At home, however, I came across an article Williams wrote a few years back for
N + 1 (a magazine I genuinely respect). Entitled "What Have We Who Are Slaves and Black To Do with Art?" (a question originally posed by W.E.B. Dubois in 1926), the piece begins as a review of the biography of author Ralph Ellison, then departs into a discussion of black culture at large. I found the piece much more compelling--and much more subtle--than what I heard at Powell's. Williams' critique seems to be less about hip-hop and more about materialism, acknowledging, as many of hip-hop's critics don't, that the chauvinism, casual violence, and overt greed so often found in rap music have their analogues (and antecedents) in mainstream white culture, as well.

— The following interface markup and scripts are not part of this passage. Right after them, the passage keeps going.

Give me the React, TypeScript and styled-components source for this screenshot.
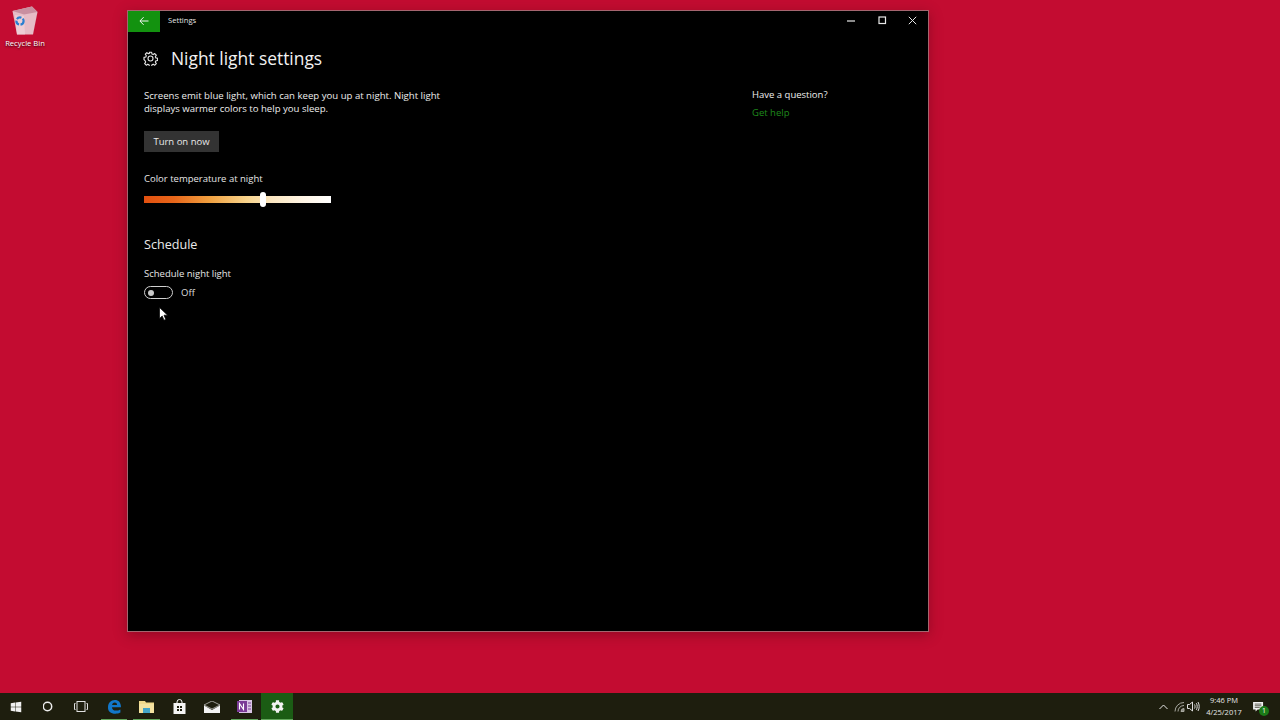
import { FC } from 'react';
import styled, { createGlobalStyle } from 'styled-components';
import { FaWindows, FaCog } from 'react-icons/fa';

const GlobalStyle = createGlobalStyle`
  html, body {
    margin: 0;
    padding: 0;
    overflow: hidden;
    background: #c30c31;
  }
  * { box-sizing: border-box; }
`;

const UI_FONT = `"Open Sans", "Noto Sans", "Liberation Sans", sans-serif`;

const GearIcon: FC<{ size: number; color: string; strokeWidth?: number }> = ({ size, color, strokeWidth = 1.8 }) => (
  <svg width={size} height={size} viewBox="0 0 24 24" fill="none" stroke={color} strokeWidth={strokeWidth} strokeLinejoin="round">
    <path d="M10.2 2h3.6l.6 2.9 1.9.8 2.5-1.6 2.5 2.5-1.6 2.5.8 1.9 2.9.6v3.6l-2.9.6-.8 1.9 1.6 2.5-2.5 2.5-2.5-1.6-1.9.8-.6 2.9h-3.6l-.6-2.9-1.9-.8-2.5 1.6-2.5-2.5 1.6-2.5-.8-1.9L1.600 13.800v-3.600l2.900-.6.8-1.900-1.600-2.500 2.500-2.500 2.500 1.600 1.900-.8z" />
    <circle cx="12" cy="12" r="4" />
  </svg>
);

const Desktop = styled.div`
  position: relative;
  width: 1280px;
  height: 720px;
  display: flex;
  flex-direction: column;
  font-family: ${UI_FONT};
  background: #c30c31;
`;

const Wallpaper = styled.div`
  flex: 1;
  position: relative;
`;

const DesktopIcon = styled.div`
  position: absolute;
  left: 0;
  top: 6px;
  width: 50px;
  display: flex;
  flex-direction: column;
  align-items: center;
  gap: 2px;
`;

const DesktopIconLabel = styled.span`
  font-size: 7.6px;
  line-height: 12px;
  color: #fff;
  white-space: nowrap;
  text-shadow: 0 1px 2px rgba(0, 0, 0, 0.8);
`;

const Window = styled.div`
  position: absolute;
  left: 127px;
  top: 10px;
  width: 802px;
  height: 622px;
  background: #000;
  border: 1px solid #a5656f;
  display: flex;
  flex-direction: column;
  box-shadow: 0 3px 12px rgba(60, 0, 15, 0.35);
`;

const TitleBar = styled.div`
  height: 21px;
  flex: none;
  display: flex;
  align-items: center;
`;

const BackButton = styled.div`
  width: 32px;
  height: 21px;
  padding-bottom: 1px;
  background: #13920f;
  display: flex;
  align-items: center;
  justify-content: center;
`;

const TitleText = styled.span`
  margin-left: 8px;
  margin-bottom: 3px;
  font-size: 7.6px;
  color: #e4e4e4;
  flex: 1;
`;

const WindowControls = styled.div`
  display: flex;
  align-items: center;
`;

const WindowControl = styled.div`
  width: 30.5px;
  height: 19px;
  margin-bottom: 2px;
  display: flex;
  align-items: center;
  justify-content: center;
`;

const Content = styled.div`
  flex: 1;
  display: flex;
  justify-content: space-between;
  padding: 0 0 0 16px;
`;

const MainColumn = styled.div`
  display: flex;
  flex-direction: column;
  align-items: flex-start;
`;

const PageHeader = styled.div`
  display: flex;
  align-items: center;
  gap: 13px;
  height: 26px;
  margin-top: 13px;
  margin-left: -1px;
`;

const PageTitle = styled.h1`
  margin: 0;
  font-size: 17.4px;
  font-weight: 400;
  line-height: 26px;
  color: #f2f2f2;
`;

const Body = styled.p`
  margin: 18px 0 0;
  width: 310px;
  font-size: 9.6px;
  line-height: 13px;
  color: #ededed;
`;

const ActionButton = styled.div`
  margin-top: 16px;
  height: 21px;
  width: 75px;
  background: #333;
  color: #e8e8e8;
  font-size: 9.5px;
  display: flex;
  align-items: center;
  justify-content: center;
`;

const FieldLabel = styled.div<{ $top: number }>`
  margin-top: ${(p) => p.$top}px;
  font-size: 9.5px;
  line-height: 14px;
  color: #e6e6e6;
`;

const SliderTrack = styled.div`
  position: relative;
  margin-top: 10px;
  width: 187px;
  height: 7px;
  background: linear-gradient(
    90deg,
    #e2500f 0%,
    #e8661a 16%,
    #f0a040 35%,
    #f8d48c 55%,
    #fbe6c0 68%,
    #fff5e5 85%,
    #ffffff 100%
  );
`;

const SliderThumb = styled.div`
  position: absolute;
  left: 116px;
  top: -4px;
  width: 6px;
  height: 15px;
  border-radius: 3px;
  background: #fff;
`;

const SectionTitle = styled.h2`
  margin: 33px 0 0;
  font-size: 12.6px;
  font-weight: 400;
  line-height: 18px;
  color: #eaeaea;
`;

const ToggleRow = styled.div`
  margin-top: 5px;
  display: flex;
  align-items: center;
  gap: 8px;
`;

const ToggleTrack = styled.div`
  width: 29px;
  height: 13px;
  border: 1.5px solid #d0d0d0;
  border-radius: 7px;
  display: flex;
  align-items: center;
  padding-left: 3px;
`;

const ToggleKnob = styled.div`
  width: 6px;
  height: 6px;
  border-radius: 50%;
  background: #c9c9c9;
`;

const ToggleText = styled.span`
  font-size: 9.5px;
  color: #dcdcdc;
`;

const SideColumn = styled.div`
  width: 176px;
  padding-top: 56px;
  display: flex;
  flex-direction: column;
`;

const SideTitle = styled.div`
  font-size: 9.5px;
  line-height: 14px;
  color: #eee;
`;

const SideLink = styled.div`
  margin-top: 4px;
  font-size: 9.5px;
  line-height: 14px;
  color: #1f8a1c;
`;

const Cursor = styled.svg`
  position: absolute;
  left: 159px;
  top: 307px;
`;

const Taskbar = styled.div`
  flex: none;
  height: 27px;
  background: #1e1e0e;
  display: flex;
  align-items: stretch;
  justify-content: space-between;
`;

const TaskList = styled.div`
  display: flex;
  align-items: stretch;
`;

const TaskButton = styled.div<{ $running?: boolean; $active?: boolean }>`
  width: 32.6px;
  display: flex;
  align-items: center;
  justify-content: center;
  background: ${(p) => (p.$active ? '#1b5c14' : 'transparent')};
  box-shadow: ${(p) =>
    p.$active
      ? 'inset 0 -1px 0 #63a85c'
      : p.$running
        ? 'inset 3px 0 0 #1e1e0e, inset -3px 0 0 #1e1e0e, inset 0 -1px 0 #63a85c'
        : 'none'};
`;

const Tray = styled.div`
  display: flex;
  align-items: center;
  color: #e6e6e6;
  padding-right: 6px;
`;

const TrayIcon = styled.div<{ $width: number }>`
  width: ${(p) => p.$width}px;
  display: flex;
  justify-content: center;
`;

const Clock = styled.div`
  width: 36px;
  margin-left: 5px;
  text-align: center;
  font-size: 7.5px;
  line-height: 11.5px;
  color: #e6e6e6;
  white-space: nowrap;
`;

const NotifyButton = styled.div`
  position: relative;
  width: 32px;
  height: 100%;
  display: flex;
  align-items: center;
  justify-content: center;
`;

const NotifyBadge = styled.div`
  position: absolute;
  left: 17px;
  top: 13px;
  width: 10px;
  height: 10px;
  border-radius: 50%;
  background: #1b7a17;
  color: #fff;
  font-size: 7px;
  line-height: 10px;
  text-align: center;
`;

const App: FC = () => (
  <Desktop>
    <GlobalStyle />
    <Wallpaper>
      <DesktopIcon>
        <svg width="26" height="29" viewBox="0 0 26 29">
          <path d="M.5 5 20 .5 25.5 6 21 28.5H5z" fill="#e6bcc6" />
          <path d="M.5 5 20 .5 25.5 6 12 8.5z" fill="#c98fa0" />
          <path d="M5 28.5 3 9l9 1 1 18.5z" fill="#f2d9de" opacity="0.6" />
          <circle cx="8" cy="15" r="3.6" fill="none" stroke="#2a7fd0" strokeWidth="2.2" strokeDasharray="5 1.5" />
        </svg>
        <DesktopIconLabel>Recycle Bin</DesktopIconLabel>
      </DesktopIcon>

      <Window>
        <TitleBar>
          <BackButton>
            <svg width="10" height="10" viewBox="0 0 10 10" fill="none" stroke="#f4f4f4" strokeWidth="1">
              <path d="M9.5 5H1M4.6 1.2 .9 5l3.7 3.8" />
            </svg>
          </BackButton>
          <TitleText>Settings</TitleText>
          <WindowControls>
            <WindowControl>
              <svg width="9" height="9" viewBox="0 0 9 9" stroke="#e8e8e8" strokeWidth="1.2"><path d="M0 5h8" /></svg>
            </WindowControl>
            <WindowControl>
              <svg width="9" height="9" viewBox="0 0 9 9" fill="none" stroke="#e8e8e8" strokeWidth="1.2"><rect x="1" y="1" width="6.5" height="6.5" /></svg>
            </WindowControl>
            <WindowControl>
              <svg width="9" height="9" viewBox="0 0 9 9" stroke="#e8e8e8" strokeWidth="1"><path d="M.8.8l7.4 7.4M8.2.8.8 8.2" /></svg>
            </WindowControl>
          </WindowControls>
        </TitleBar>
        <Content>
          <MainColumn>
            <PageHeader>
              <GearIcon size={15} color="#e6e6e6" />
              <PageTitle>Night light settings</PageTitle>
            </PageHeader>
            <Body>
              Screens emit blue light, which can keep you up at night. Night light
              <br />
              displays warmer colors to help you sleep.
            </Body>
            <ActionButton>Turn on now</ActionButton>
            <FieldLabel $top={20}>Color temperature at night</FieldLabel>
            <SliderTrack>
              <SliderThumb />
            </SliderTrack>
            <SectionTitle>Schedule</SectionTitle>
            <FieldLabel $top={13}>Schedule night light</FieldLabel>
            <ToggleRow>
              <ToggleTrack>
                <ToggleKnob />
              </ToggleTrack>
              <ToggleText>Off</ToggleText>
            </ToggleRow>
          </MainColumn>
          <SideColumn>
            <SideTitle>Have a question?</SideTitle>
            <SideLink>Get help</SideLink>
          </SideColumn>
        </Content>
      </Window>

      <Cursor width="9" height="14" viewBox="0 0 9 14">
        <path d="M.5.5v11l2.7-2.5 1.8 4.2 1.8-.8L5 8.2h3.6z" fill="#fff" stroke="#000" strokeWidth=".7" />
      </Cursor>
    </Wallpaper>

    <Taskbar>
      <TaskList>
        <TaskButton>
          <FaWindows size={12} color="#f0f0f0" />
        </TaskButton>
        <TaskButton>
          <svg width="11" height="11" viewBox="0 0 11 11" fill="none" stroke="#ececec" strokeWidth="1.5"><circle cx="4.5" cy="5.5" r="4.2" /></svg>
        </TaskButton>
        <TaskButton>
          <svg width="15" height="11" viewBox="1 0 15 11" fill="none" stroke="#e0e0e0" strokeWidth="1">
            <rect x="4" y=".5" width="8" height="10" />
            <path d="M2.500 2.500h-1v6h1M13.500 2.500h1v6h-1" />
          </svg>
        </TaskButton>
        <TaskButton $running>
          <svg width="15" height="15" viewBox="0 0 15 15">
            <path d="M1 8.5C1 3.8 4 1 7.8 1c3.800 0 6.200 2.600 6.200 7.200H5c.1 2.300 1.600 3.400 3.800 3.400 1.600 0 3.200-.4 4.600-1.200v3.200c-1.400.8-3.200 1.200-5 1.200C3.600 14.800 1 12.400 1 8.500zM5.100 6h5c-.1-1.700-1-2.500-2.400-2.500S5.300 4.400 5.100 6z" fill="#1277c9" />
          </svg>
        </TaskButton>
        <TaskButton $running>
          <svg width="15" height="13" viewBox="0 0 15 13">
            <path d="M0 1h6l1 1.500h8V13H0z" fill="#f0d98c" />
            <rect x="0" y="4" width="15" height="9" fill="#f4e2a0" />
            <rect x="4" y="8" width="7" height="5" fill="#43a5c9" />
          </svg>
        </TaskButton>
        <TaskButton>
          <svg width="13" height="15" viewBox="0 0 13 15">
            <path d="M4 4V3a2.500 2.500 0 0 1 5 0v1" fill="none" stroke="#f4f4f4" strokeWidth="1" />
            <path d="M.5 4h12v11H.5z" fill="#f4f4f4" />
            <path d="M4 7h2v2H4zM7 7h2v2H7zM4 10h2v2H4zM7 10h2v2H7z" fill="#1e1e0e" />
          </svg>
        </TaskButton>
        <TaskButton>
          <svg width="16" height="12" viewBox="0 0 16 12">
            <path d="M0 4 8 0l8 4-8 4z" fill="#1e1e0e" stroke="#f4f4f4" strokeWidth=".6" />
            <path d="M0 4.600 8 9l8-4.400V12H0z" fill="#f4f4f4" />
          </svg>
        </TaskButton>
        <TaskButton $running>
          <svg width="15" height="13" viewBox="0 0 15 13">
            <rect x="2" y="0" width="13" height="13" fill="#d8c4e4" />
            <rect x="0" y="1" width="10" height="11" fill="#7a3a96" />
            <path d="M2.500 9.500v-6l4 6v-6" fill="none" stroke="#fff" strokeWidth="1.100" />
            <path d="M11 3h3M11 6h3M11 9h3" stroke="#7a3a96" strokeWidth="1" />
          </svg>
        </TaskButton>
        <TaskButton $active>
          <FaCog size={13} color="#f2f2f2" />
        </TaskButton>
      </TaskList>
      <Tray>
        <TrayIcon $width={16.5}>
          <svg width="9" height="6" viewBox="0 0 9 6" fill="none" stroke="#e6e6e6" strokeWidth="1"><path d="M.5 5l4-4 4 4" /></svg>
        </TrayIcon>
        <TrayIcon $width={14.5}>
          <svg width="11" height="10" viewBox="0 0 11 10" fill="none" stroke="#a8a8a0" strokeWidth="1">
            <path d="M10 9.500H7A3 3 0 0 1 10 6.500z" fill="#8a8a82" />
            <path d="M4 9.500A6 6 0 0 1 10 3.500" />
            <path d="M1 9.500A9 9 0 0 1 10 .5" />
          </svg>
        </TrayIcon>
        <TrayIcon $width={14.5}>
          <svg width="13" height="11" viewBox="0 0 13 11" fill="none" stroke="#e0e0e0" strokeWidth="1">
            <path d="M.5 3.500h2L5.500 1v9L2.500 7.500h-2z" />
            <path d="M7.500 3.500c.7 1.200.7 2.800 0 4M9.300 2.200c1.200 2 1.200 4.600 0 6.600M11 1c1.600 2.700 1.600 6.300 0 9" />
          </svg>
        </TrayIcon>
        <Clock>
          9:46 PM
          <br />
          4/25/2017
        </Clock>
        <NotifyButton>
          <svg width="11" height="10" viewBox="0 0 13 12">
            <path d="M0 0h12v9H5.500L3 11.500V9H0z" fill="#f0f0f0" />
            <path d="M2 2.500h8M2 4.500h8M2 6.500h6" stroke="#1e1e0e" strokeWidth=".8" />
          </svg>
          <NotifyBadge>1</NotifyBadge>
        </NotifyButton>
      </Tray>
    </Taskbar>
  </Desktop>
);

export default App;
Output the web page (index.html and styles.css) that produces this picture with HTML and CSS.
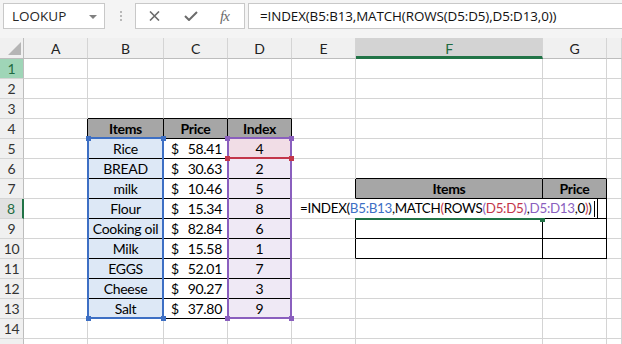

The difference, William argues, is that "whereas white America has produced its William Faulkners, Frank Lloyd Wrights, [and] Ralph Waldo Emersons...to serve as hefty counterbalances to the Lindsay Lohans, Donald Trumps, and John D. Rockefellers...black America is all too skewed in the direction of P Diddy and the vulgar, without the benefit of adequate opposing forces."


More than attacking rap, Williams seems to be arguing for more black novelists, more black poets, more black painters. Which sounds good to me.

Monday, May 10, 2010

Subvert the Paradigm


"'Subvert the paradigm'; so goes the bumper sticker, which has passed now into cultural cliche. In so many ways, though, he has showed me how to do exactly that: to question received wisdom, to insist on my own angle, to view language as a playground, and a playground as bliss. He showed me how to love the words from my mouth and from my typewriter, how to love being in my own body, how to love being in my own skin and not some other skin."


David Shields writing about his father. The book, called The thing about life is that one day you'll be dead, is worth reading in its entirety. It manages to be both perversely informative (it provides biological data for every stage of human life) and intermittently beautiful (it mingles narrative memoir in with the science).


Wednesday, May 5, 2010

Pure Oxygen


I recently unearthed an old collection of Jim Harrison essays that includes, "Poetry as Survival" (not to be confused with Gregory Orr's book of the same name). In this rambling, moving testimony to poetry (of Native American poet Simon Ortiz, he writes, "It is the kind of poetry that reaffirms your decision to stay alive"), Harrison admits that he sometimes "regretted the problems I've  caused my family and myself for refusing to be a poet-teacher: the shuddering economic elevator of the self-employed to whom the words boom and bust are euphemisms; the writer as farm laborer, block layer, journalist, novelist, screenwriter, but still thinking of himself as poet...At the very least the life I have chosen, although it always lacked a safety net, made up for the lack with pure oxygen." 


Harrison is, of course, describing the poet's perpetual problem, which is how best to make a living? And, to teach or not to teach?

I think I agree with photographer Robert Adams when he writes that, "Part of the cruelty in George Bernard Shaw's famous aphorism--'Those who can do, and those who can't teach'--is that it fails to distinguish between those without a gift to do something else, and those without the money."

Ultimately, I suspect the decision to find a day job or a teaching job--to join the academy or the market--is often based less on innate artistic talent than simple personal preference. Some people thrive as day laborers while making great art at night. Others who find satisfaction in teaching produce great artworks, too. These are questions that seem to have few universal answers, only specificities.